One thing I doubt I will ever get used to is bikers not wearing crash helmets. For every biker I see wearing a helmet, I see 5 or 6 without.

Mind you, they have very special bandannas here. They obviously use some very special kind of fabric with all the properties of a crash helmet because lots of bikers use them….. I even saw a father and daughter on a bike recently. She (aged about 10) had a helmet on, he, did not, it was strapped to the back of the bike. Go figure.

Whilst on safety on the roads. In Aussie it is illegal not to wear seat belts, front or back. Here, you do not have to wear a belt in the back. Personally, I will not drive unless the person in the back has a belt on, because in the event of a crash they become a ballistic missile aimed straight at your head. I have had to explain that to people and insist (politely of course) that they put on their belt. Guess having to wear a belt impinges upon a persons civil liberties, yeah right.
I am also still struggling with the date. I have written day month year for so long I don’t want to think about it. Here of course they write month day year. Can’t get that at all.

The other thing I am having difficulty with is weight & measures. I was brought up on pounds and ounces, with a person’s weight in stones and pounds. When I started teaching in the mid seventies we converted to kilograms and grams and I have gotten used to that. Here a person’s weight is in pounds. Mind you, I have come to realize that I weighed just under 12 stones (when I was 18), in Aussie I was 75 kilos and here I am 163 pounds. Given that 12 stones = 168 pounds, I weigh slightly less now than I did all those years ago. In fact I have actually lost a little weight since moving from Aus (75 kilos is approximately 165 1/2 pounds). Having said that, I am very careful on what I eat and check my weight every day as I have come to realize that a very common body shape here is a pear on legs. I noticed the prevalence of this in Aussie but here…..

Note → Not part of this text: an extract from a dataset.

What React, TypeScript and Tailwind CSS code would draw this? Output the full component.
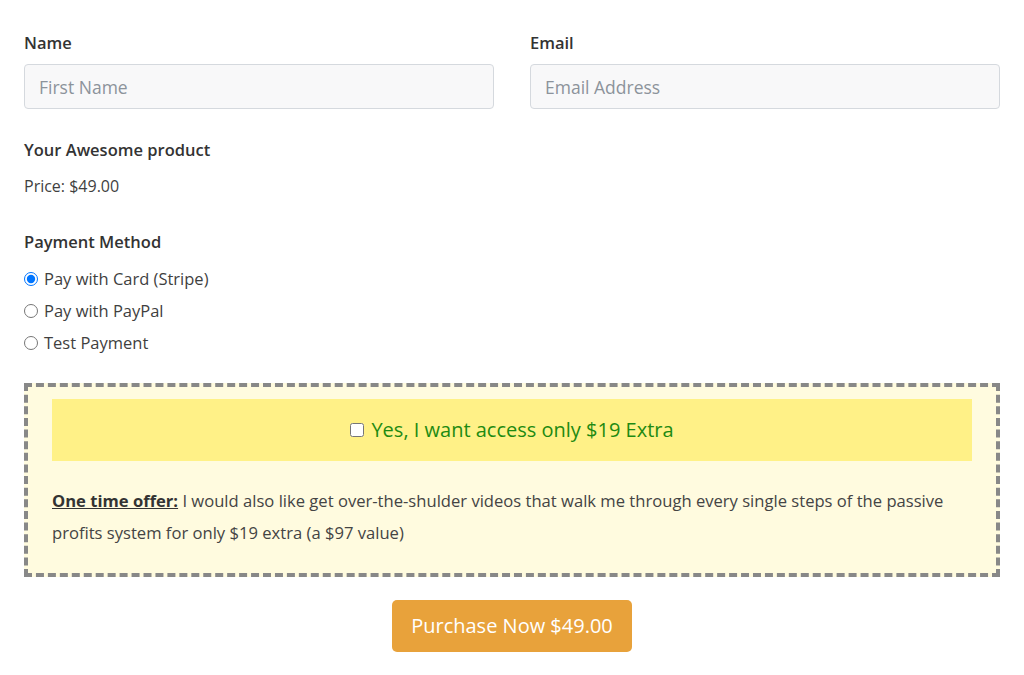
export default function App() {
  return (
    <div className="min-h-screen bg-white px-6 pt-[30px] text-[#3f3f3f]" style={{ fontFamily: "'Open Sans', 'Noto Sans', sans-serif" }}>
      {/* Name / Email */}
      <div className="grid grid-cols-2 gap-9">
        <div>
          <label className="block text-[16.5px] font-semibold text-[#333] leading-[26px] mb-[8px]">Name</label>
          <input
            type="text"
            placeholder="First Name"
            className="block w-full h-[45px] rounded-[4px] border border-[#d5d9de] bg-[#f8f8f9] px-[14px] text-[17.5px] placeholder:text-[#8c939b] outline-none"
          />
        </div>
        <div>
          <label className="block text-[16.5px] font-semibold text-[#333] leading-[26px] mb-[8px]">Email</label>
          <input
            type="text"
            placeholder="Email Address"
            className="block w-full h-[45px] rounded-[4px] border border-[#d5d9de] bg-[#f8f8f9] px-[14px] text-[17.5px] placeholder:text-[#8c939b] outline-none"
          />
        </div>
      </div>

      {/* Product */}
      <p className="mt-[28px] text-[16.5px] font-semibold text-[#333] leading-[26px]">Your Awesome product</p>
      <p className="mt-[10px] text-[16px] leading-[26px]">Price: $49.00</p>

      {/* Payment */}
      <p className="mt-[30px] text-[16.5px] font-semibold text-[#333] leading-[26px]">Payment Method</p>
      <div className="mt-[8px] flex flex-col">
        {["Pay with Card (Stripe)", "Pay with PayPal", "Test Payment"].map((m, i) => (
          <label key={m} className="flex items-center gap-[6px] text-[16.5px] leading-[32px]">
            <input type="radio" name="pay" defaultChecked={i === 0} className="m-0 w-[14px] h-[14px] accent-[#0075ff]" />
            <span>{m}</span>
          </label>
        ))}
      </div>

      {/* Order bump */}
      <div className="mt-[24px] border-[4px] border-dashed border-[#888] bg-[#fffbdf] px-[24px] pt-[12px] pb-[24px]">
        <div className="flex items-center justify-center gap-[7px] h-[62px] bg-[#fff187] text-[20px] text-[#1e8a12]">
          <input type="checkbox" className="m-0 w-[14px] h-[14px]" />
          <span>Yes, I want access only $19 Extra</span>
        </div>
        <p className="mt-[24px] text-[16.6px] leading-[32px] text-[#444]">
          <span className="font-bold underline text-[#333]">One time offer:</span> I would also like get over-the-shulder videos that walk me through every single steps of the passive profits system for only $19 extra (a $97 value)
        </p>
      </div>

      {/* Purchase button */}
      <div className="mt-[23px] flex justify-center">
        <button className="h-[52px] px-[19px] rounded-[5px] bg-[#e8a23b] text-white text-[20px]">Purchase Now $49.00</button>
      </div>
    </div>
  );
}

Height has always been a problem. I think in feet and inches which is strange, as I think distance in meters and kilometers. The trouble is, here they talk about height in inches so I end up trying to convert. Mind you I have gone from trying to convert metric into feet and inches to converting inches into feet and inches. I guess some things are harder to change.

Similarly with distance, I think in kilometers and meters. Here of course it is miles and feet (forget yards). Consequently I smirk when I see signs on the road indicating a junction is 1500 feet away.

The other thing I struggle with is temperature. I converted from Fahrenheit to Celsius when I was very young. The UK uses Celsius as does Aussie. Here it is in Fahrenheit and I have real problems in trying to work it out. It just does not come naturally to me.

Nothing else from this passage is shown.